# Stated goal
Reply with one number only: the count of lines below that contain the word "React".

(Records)
────

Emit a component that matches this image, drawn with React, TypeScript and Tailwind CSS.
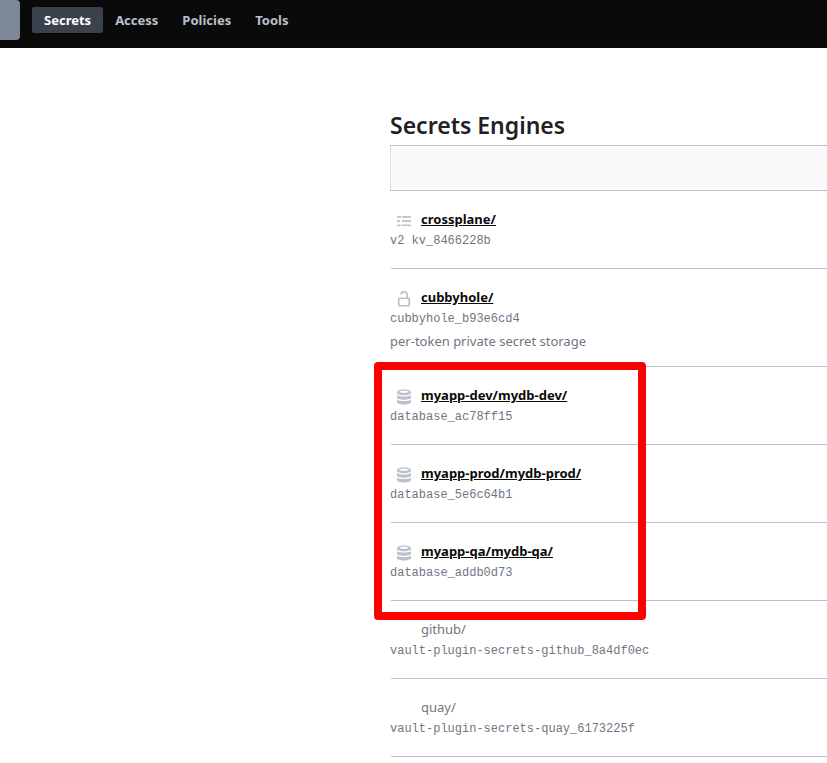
import React from "react";

type Engine = {
  path: string;
  accessor: string;
  icon?: "list" | "lock" | "database";
  description?: string;
};

const general: Engine[] = [
  { path: "crossplane/", accessor: "v2 kv_8466228b", icon: "list" },
  {
    path: "cubbyhole/",
    accessor: "cubbyhole_b93e6cd4",
    icon: "lock",
    description: "per-token private secret storage",
  },
];

const databases: Engine[] = [
  { path: "myapp-dev/mydb-dev/", accessor: "database_ac78ff15", icon: "database" },
  { path: "myapp-prod/mydb-prod/", accessor: "database_5e6c64b1", icon: "database" },
  { path: "myapp-qa/mydb-qa/", accessor: "database_addb0d73", icon: "database" },
];

const plugins: Engine[] = [
  { path: "github/", accessor: "vault-plugin-secrets-github_8a4df0ec" },
  { path: "quay/", accessor: "vault-plugin-secrets-quay_6173225f" },
];

function EngineIcon({ name }: { name: Engine["icon"] }) {
  if (name === "list") {
    return (
      <svg viewBox="0 0 16 16" className="size-4" fill="#bac1cc" aria-hidden="true">
        <path d="M1 3h4v1.700H1zM6 3h9v1.700H6zM1 7.200h3v1.700H1zM6 7.200h9v1.700H6zM1 11.400h4v1.700H1zM6 11.400h9v1.700H6z" />
      </svg>
    );
  }
  if (name === "lock") {
    return (
      <svg viewBox="0 0 16 16" className="size-4" fill="none" stroke="#bac1cc" strokeWidth="1.7" aria-hidden="true">
        <rect x="2.75" y="7.25" width="10.5" height="7.5" rx="0.5" />
        <path d="M5 3.5C5.3 1.7 6.4.9 8 .9c2 0 3.2 1.2 3.2 3v3.3" />
      </svg>
    );
  }
  if (name === "database") {
    return (
      <svg viewBox="0 0 16 16" className="size-4" fill="#bac1cc" aria-hidden="true">
        <path
          fillRule="evenodd"
          d="M1 3C1 1.400 4 .5 8 .5s7 .9 7 2.500v1C15 5.400 12 6.200 8 6.200S1 5.400 1 4zM3 2.800C3.600 3.500 5.500 3.900 8 3.900s4.400-.4 5-1.100C12.300 2.100 10.400 1.700 8 1.700s-4.300.4-5 1.100z"
        />
        <path d="M1 6c1.400 1 4 1.500 7 1.500S13.600 7 15 6v2.500c0 1.300-3 2.200-7 2.200s-7-.9-7-2.200z" />
        <path d="M1 10.500C2.400 11.500 5 12 8 12s5.600-.5 7-1.500V13c0 1.500-3 2.500-7 2.500S1 14.500 1 13z" />
      </svg>
    );
  }
  return null;
}

function EngineRow({ engine }: { engine: Engine }) {
  return (
    <li className="ml-px border-b border-[#bac1cc] pt-[17px] pb-[15px]">
      <div className="-ml-px">
        <div className="flex items-center text-[13px] leading-[22px]">
          <span className="mr-2 ml-1.5 flex w-[17px] shrink-0 pt-1">
            <EngineIcon name={engine.icon} />
          </span>
          {engine.icon ? (
            <a href="#" className="font-bold text-[#0a0a0a] underline">
              {engine.path}
            </a>
          ) : (
            <span>{engine.path}</span>
          )}
        </div>
        <code className="block font-['Liberation_Mono',monospace] text-xs leading-[23px]">{engine.accessor}</code>
        {engine.description && <p className="text-[13px] leading-5">{engine.description}</p>}
      </div>
    </li>
  );
}

function EngineList({ engines }: { engines: Engine[] }) {
  return (
    <ul>
      {engines.map((engine) => (
        <EngineRow key={engine.path} engine={engine} />
      ))}
    </ul>
  );
}

const tabs = ["Access", "Policies", "Tools"];

export default function App() {
  return (
    <div className="min-h-screen overflow-x-hidden bg-white font-['Noto_Sans',sans-serif] text-[#6f7682]">
      <header className="flex h-12 items-start bg-[#0a0a0a]">
        <div className="h-10 w-5 rounded-r bg-[#7c8797]" />
        <nav className="mt-[7px] ml-3 flex text-[13px] leading-[26px] font-bold text-[#bac1cc]">
          <a href="#" className="rounded-xs bg-[#3b424c] px-3 text-white">
            Secrets
          </a>
          {tabs.map((tab) => (
            <a key={tab} href="#" className="px-3">
              {tab}
            </a>
          ))}
        </nav>
      </header>
      <main className="ml-[390px] pt-[57px]">
        <h1 className="text-[23px] leading-10 font-semibold text-[#1f2124]">Secrets Engines</h1>
        <div className="h-[46px] border-y border-l border-y-[#bac1cc] border-l-[#dce0e6] bg-[#fafafa]" />
        <EngineList engines={general} />
        <div className="relative">
          <EngineList engines={databases} />
          <div className="pointer-events-none absolute -top-[5px] -bottom-[19px] -left-4 w-[272px] rounded border-8 border-[#ff0000]" />
        </div>
        <EngineList engines={plugins} />
      </main>
    </div>
  );
}
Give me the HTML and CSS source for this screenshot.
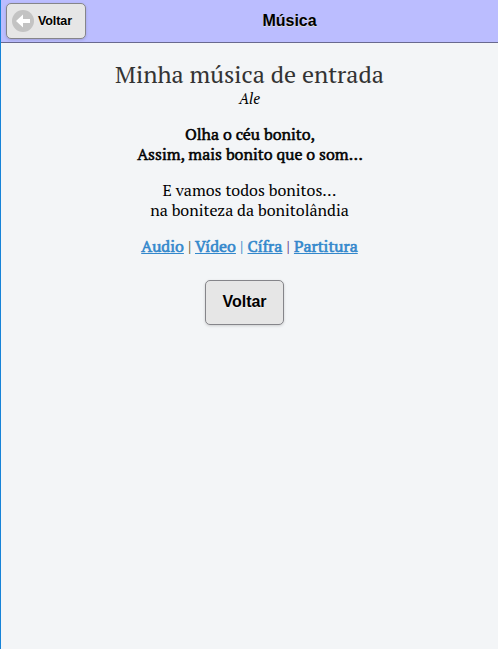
FILE: index.html
```html
<!DOCTYPE html>
<html lang="pt-BR">
<head>
<meta charset="utf-8">
<title>Música</title>
<link rel="stylesheet" href="styles.css">
</head>
<body>
<header class="bar">
  <a class="btn back" href="#"><svg class="back-icon" width="22" height="22" viewBox="0 0 22 22" aria-hidden="true"><circle cx="11" cy="11" r="11" fill="#c3c3c3"/><path d="M4 11 11 4.5V9h7v4h-7v4.5z" fill="#fff"/></svg>Voltar</a>
  <h1>Música</h1>
</header>
<main>
  <h2>Minha música de entrada</h2>
  <p class="author">Ale</p>
  <p class="chorus">Olha o céu bonito,<br>Assim, mais bonito que o som…</p>
  <p class="verse">E vamos todos bonitos…<br>na boniteza da bonitolândia</p>
  <p class="links"><a href="#">Audio</a> <i>|</i> <a href="#">Vídeo</a> <i class="blue">|</i> <a href="#">Cífra</a> <i class="violet">|</i> <a href="#">Partitura</a></p>
  <a class="btn main-btn" href="#">Voltar</a>
</main>
</body>
</html>
```
FILE: styles.css
```css
* { box-sizing: border-box; }
body {
  margin: 0;
  min-height: 649px;
  border-left: 1px solid #1683d8;
  background: #f3f5f7;
  color: #000;
  font: 16px/20px "PT Serif", "Liberation Serif", serif;
}
.bar {
  display: grid;
  grid-template-columns: 80px 1fr 5px;
  align-items: center;
  height: 43px;
  padding: 0 0 1px 5px;
  background: #bbbdff;
  border-bottom: 1px solid #69698f;
}
.bar h1 {
  margin: 0;
  text-align: center;
  font: bold 16px/20px "Liberation Sans", Arial, sans-serif;
  text-shadow: 0 1px 0 #ddd;
}
.btn {
  display: flex;
  align-items: center;
  border: 1px solid #85858a;
  border-radius: 5px;
  background: #e6e6e6;
  color: #000;
  font-family: "Liberation Sans", Arial, sans-serif;
  font-weight: bold;
  text-decoration: none;
  text-shadow: 0 1px 0 #f3f3f3;
  box-shadow: 0 1px 3px rgba(0, 0, 0, .16);
}
.back { width: 80px; height: 36px; padding-left: 5px; font-size: 12.5px; letter-spacing: -.1px; }
.back-icon { margin-right: 4px; }
main { display: flex; flex-direction: column; align-items: center; padding-top: 17px; }
p, h2 { margin: 0; text-align: center; white-space: nowrap; }
h2 { color: #333; font-size: 24px; font-weight: normal; line-height: 29px; }
.author { margin-top: -1px; font-size: 15px; font-style: italic; }
.chorus { margin-top: 16px; padding-left: 1px; -webkit-text-stroke: .5px #000; }
.verse { margin-top: 16px; }
.links { margin-top: 16px; }
.links a { color: #3388cc; text-decoration: underline; -webkit-text-stroke: .6px #3388cc; }
.links i { font-style: normal; color: #55552a; }
.links .blue { color: #2888c8; }
.links .violet { color: #653080; }
.main-btn { justify-content: center; width: 79px; height: 45px; margin: 24px 10px 0 0; padding-bottom: 2px; font-size: 16px; }
```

────

# The answer
2